Hamlet is seen again in act 3, speaking directly to the audience during his famous to be or not to be speech. This soliloquy is especially important to the play because it is written with masterful language and reveals a new side of Hamlet. This soliloquy shows Hamlet’s softer emotional side when he speaks of suffering and lists multiple opposing things, showing once again the inner turmoil that Hamlet is facing. The big question that Hamlet is trying to answer for himself during the course of this soliloquy is whether or not it is noble to take up arms and die defending what you believe is right. He compares dying to sleeping because it is peaceful and may lead to dreams. By discussing mortality Hamlet again allows the audience to relate to him because he reveals he is afraid of dying. The soliloquy ends on a strong note giving the audience pause to consider his actions he says, “be all my sins remembered” (III, i, 98). This quote tells the audience that Hamlet has decided that seeking revenge is in fact a noble deed and justifiable. The last few lines also mention Ophelia, and as the audience knows Ophelia refuses to see him now and Hamlet is acting mad towards her. This shows that Hamlet continues to act mad and seek revenge and he is aware that he will lose Ophelia during the course of these events. This creates atmosphere for the audience and prepares them for the actions that Hamlet will take in the near future.
The next soliloquy in which the audience sees Hamlet is at the end of scene 3 act 2, in which he has just watched the play which he orchestrated to get a reaction out of Claudius to see if he is guilty or not. During the course of the play Hamlet makes bawdy comments to Ophelia and Claudius has rushed out of the play. Gertrude is furious with Hamlet and wants to see him immediately. The audience can see how Hamlet really feels about these events during the course of his soliloquy; his feelings are apparent within the first line where he says it is the witching time of night. Hamlet is aware that it is time to take action because he has figured out the truth about what his uncle has done. Hamlet goes on to reveal his feelings about his mother when he says, “I will speak daggers to her, but use none” (III, ii, 429). This metaphor creates atmosphere because although Hamlet says he will speak daggers and not use them it tells the audience his train of thought is leading him close to daggers and using daggers. During the course of this soliloquy Hamlet reveals that he does not want his heart to lose her nature and he wishes for the soul of Nero to enter his bosom. Nero was an infamous roman emperor who performed numerous executions including that of his mother. By wishing to have a soul such as Nero’s enter his bosom it is clear that Hamlet is revealing to the audience how his intentions may not be as pure as he portrays them.

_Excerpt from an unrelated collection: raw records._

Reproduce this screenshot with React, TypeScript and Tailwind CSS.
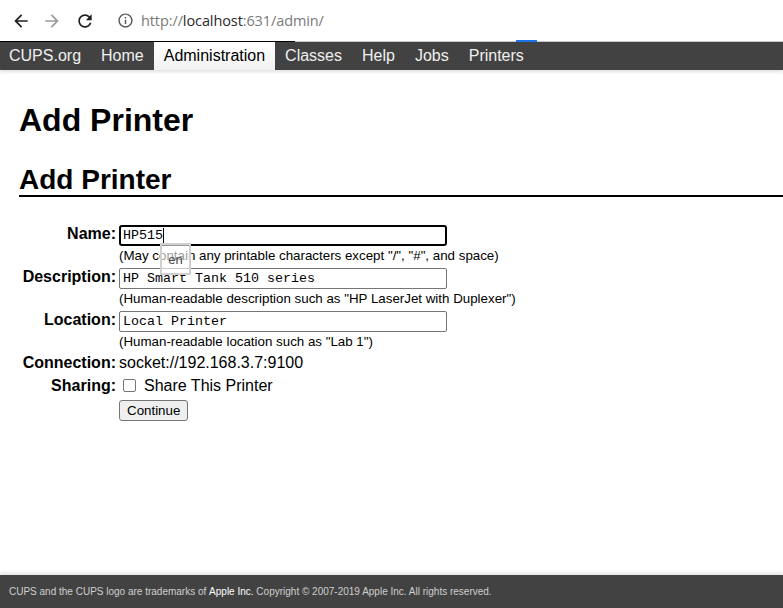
import React from "react";

const navItems = ["CUPS.org", "Home", "Administration", "Classes", "Help", "Jobs", "Printers"];

function BrowserBar() {
  return (
    <div className="relative h-[41px] bg-white flex items-center font-['Open_Sans',sans-serif]">
      <svg viewBox="0 0 24 24" className="ml-[11px] w-[20px] h-[20px] fill-[#1f1f1f]">
        <path d="M20 11H7.83l5.59-5.59L12 4l-8 8 8 8 1.41-1.41L7.83 13H20v-2z" />
      </svg>
      <svg viewBox="0 0 24 24" className="ml-[11px] w-[20px] h-[20px] fill-[#9a9a9a]">
        <path d="M4 11h12.17l-5.59-5.59L12 4l8 8-8 8-1.41-1.41L16.17 13H4v-2z" />
      </svg>
      <svg viewBox="0 0 24 24" className="ml-[13px] w-[20px] h-[20px] fill-[#1f1f1f]">
        <path d="M17.65 6.35C16.2 4.9 14.21 4 12 4c-4.42 0-7.99 3.58-7.99 8s3.57 8 7.99 8c3.73 0 6.84-2.55 7.730-6h-2.08c-.82 2.33-3.04 4-5.65 4-3.31 0-6-2.69-6-6s2.69-6 6-6c1.66 0 3.14.69 4.22 1.78L13 11h7V4l-2.35 2.35z" />
      </svg>
      <svg viewBox="0 0 24 24" className="ml-[22px] w-[17px] h-[17px] fill-[#555]">
        <path d="M11 7h2v2h-2zm0 4h2v6h-2zm1-9C6.48 2 2 6.48 2 12s4.48 10 10 10 10-4.48 10-10S17.52 2 12 2zm0 18c-4.41 0-8-3.59-8-8s3.59-8 8-8 8 3.59 8 8-3.59 8-8 8z" />
      </svg>
      <div className="ml-[7px] text-[14.5px] text-[#7a7a7a] tracking-[-0.1px]">
        http://<span className="text-[#2a2a2a]">localhost</span>:631/admin/
      </div>
      {/* loading line */}
      <div className="absolute left-0 right-0 bottom-[-1px] h-px bg-[#c8c8c8]">
        <div className="absolute left-0 top-0 h-px w-[295px] bg-black" />
        <div className="absolute left-[516px] top-[-1px] h-[2px] w-[21px] bg-[#1a73e8]" />
      </div>
    </div>
  );
}

function Field({ label, value, help, focused }: { label: string; value: string; help: string; focused?: boolean }) {
  return (
    <>
      <div className="text-right font-bold text-[16px] leading-[19px] -mt-px">{label}</div>
      <div className="flex flex-col">
        <div
          className={
            focused
              ? "h-[21px] w-[328px] border-2 border-black rounded-[3px] px-[2px] flex items-center font-['Liberation_Mono',monospace] text-[13.33px]"
              : "h-[21px] w-[328px] border border-[#767676] rounded-[2px] px-[3px] flex items-center font-['Liberation_Mono',monospace] text-[13.33px]"
          }
        >
          {value}
          {focused && <span className="inline-block w-px h-[15px] bg-black" />}
        </div>
        <div className="text-[13.33px] leading-[18px] mt-px -mb-px">{help}</div>
      </div>
    </>
  );
}

export default function App() {
  return (
    <div className="h-[608px] flex flex-col bg-white text-black font-['Liberation_Sans',Arial,sans-serif] overflow-hidden">
      <BrowserBar />
      <nav className="mt-px h-[28px] bg-[#424242] flex items-stretch text-[16px] text-[#f0f0f0] shadow-[0_2px_3px_rgba(0,0,0,0.12)]">
        {navItems.map((item, i) => (
          <div
            key={item}
            className={
              (i === 0 ? "pl-[9px] pr-[10px] " : "px-[10px] ") +
              (item === "Administration"
                ? "flex items-center bg-gradient-to-b from-white to-[#f2f2f2] text-black"
                : "flex items-center")
            }
          >
            {item}
          </div>
        ))}
      </nav>

      <main className="flex-1 relative">
        <h1 className="ml-[19px] mt-[32px] text-[32px] leading-[37px] font-bold">Add Printer</h1>
        <h2 className="ml-[19px] mt-[25px] text-[28px] leading-[31px] font-bold border-b-2 border-black">Add Printer</h2>

        <div className="ml-[19px] mt-[28px] grid grid-cols-[97px_auto] gap-x-[3px] gap-y-[4px] items-start">
          <Field label="Name:" value="HP515" focused help={'(May contain any printable characters except "/", "#", and space)'} />
          <Field label="Description:" value="HP Smart Tank 510 series" help={'(Human-readable description such as "HP LaserJet with Duplexer")'} />
          <Field label="Location:" value="Local Printer" help={'(Human-readable location such as "Lab 1")'} />

          <div className="text-right font-bold text-[16px] leading-[18px]">Connection:</div>
          <div className="text-[16px] leading-[18px]">socket://192.168.3.7:9100</div>

          <div className="text-right font-bold text-[16px] leading-[21px] -mt-px">Sharing:</div>
          <label className="flex items-center h-[21px] text-[16px] -mt-px">
            <span className="ml-[4px] mr-[8px] w-[13px] h-[13px] border border-[#767676] rounded-[2px] bg-white" />
            Share This Printer
          </label>

          <div />
          <div className="-mt-[2px]">
            <button className="h-[21px] px-[7px] border border-[#767676] rounded-[3px] bg-[#efefef] text-[13.33px] leading-[17px]">
              Continue
            </button>
          </div>
        </div>

        {/* input language tooltip */}
        <div className="absolute left-[160px] top-[173px] w-[31px] h-[32px] border-2 border-[#d0d0d0] bg-white/60 flex items-end justify-center pb-[4px] text-[13px] text-[#444]">
          en
        </div>
      </main>

      <footer className="h-[33px] bg-[#424242] flex items-center pl-[9px] text-[10px] text-[#cfcfcf] shadow-[0_-2px_4px_rgba(0,0,0,0.12)]">
        CUPS and the CUPS logo are trademarks of&nbsp;<span className="text-white">Apple Inc.</span>&nbsp;Copyright © 2007-2019 Apple Inc. All rights reserved.
      </footer>
    </div>
  );
}
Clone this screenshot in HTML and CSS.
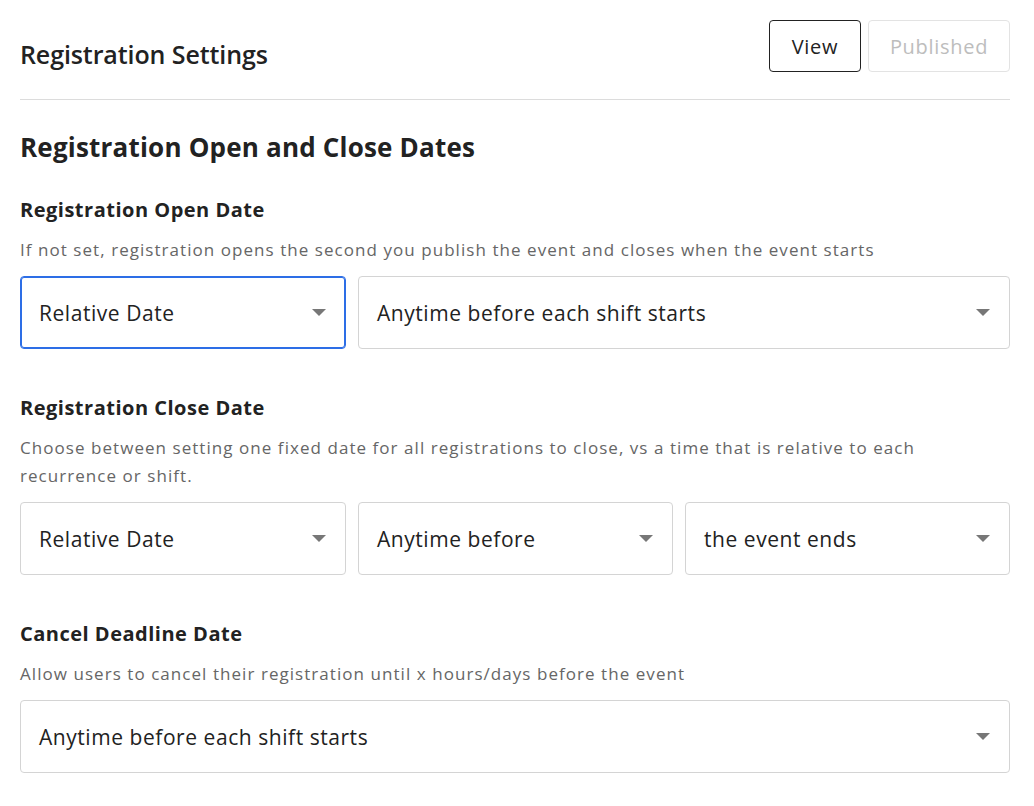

When Hamlet presents his next soliloquy he is not alone on stage but there with his uncle who cannot hear him. Hamlet walks in on his uncle who he believes to be kneeling in prayer, Hamlet at first thinks this will be the perfect opportunity to murder his uncle and gain his revenge but his soliloquy quickly reveal that his thoughts have brought him somewhere else. Hamlet decides that he cannot kill his uncle while he is in prayer because then his soul will go to Heaven and this will not be just punishment for the acts which he has committed. “And that his soul will be as damned and black as hell” (III, iii, 99-100) this metaphor adds atmosphere because Hamlet compares his uncle’s soul to blackness and hell. Hamlet then decides that he will kill his uncle at a more appropriate time such as when he is drinking or when he is in his incestuous bed filled with pleasures. That way, Hamlet reveals his uncle’s soul will go to hell and not to heaven. By not wanting his uncle to go to Heaven the audience learns a new side of Hamlet in which his thoughts are becoming increasingly rash and angry now that he is convinced that his uncle did in fact murder his father. Because Hamlet is waiting for what he considers a better opportunity to kill his uncle this creates anticipation for the audience as they will be wondering when and how Hamlet will achieve his ultimate revenge.
The final soliloquy that Hamlet presents to the audience is one of the last times Hamlet appears on stage. It is at the end of scene 4 act 4 and takes place after Hamlet has encountered Fortinbras’ army and talked with Fortinbras himself. Hamlet reveals to the audience that he feels that if a man has no purpose he is no better than a beast so he must use his encounter with Fortinbras to spur his revenge. He believes that God has created humans in his image to achieve great things and he also tells the audience that he doesn’t just want to sit there anymore while his father is not avenged and his mother is stained by the actions she has taken to be with his uncle. He is inspired by Fortinbras and his army of twenty thousand men who walk towards certain death and yet they do it with noble hearts and courage because their honor is at stake. Hamlet also contemplates on the meaning of mortality and how death can come so quickly. This reveals to the audience that Hamlet does not feel as though he is invulnerable and that he is scared of dying. At the end of his soliloquy Hamlet vows, “O, from this time forth/My thoughts be bloody or be nothing worth!” (IV, iv, 68-69) These lines show that Hamlet has gained new resolve and will try to kill his uncle no matter what to avenge his father’s death and Hamlet is convinced that all of his actions are justifiable. This closing line gives the audience a chance to connect with Hamlet because it is easy for one to understand feelings of being wronged and wanting to get revenge.
Before Hamlet’s death, he kills his uncle and avenges his father and this allows the audience to breathe a sigh of relief towards Hamlet because he has achieved the purpose which he often alludes to during his soliloquies. Each of the seven soliloquies allows the audience a deeper perspective into who Hamlet is as a character as he reveals his thoughts, advances the plot and adds atmosphere. When Hamlet speaks in these soliloquies he is always his true self; never pretending to be mad or taking on a superficial way of talking as he did at times in dialogue with others. These soliloquies, therefore, adds much to the overall content of the play Hamlet and allows Shakespeare’s audience a much better understanding of the plot.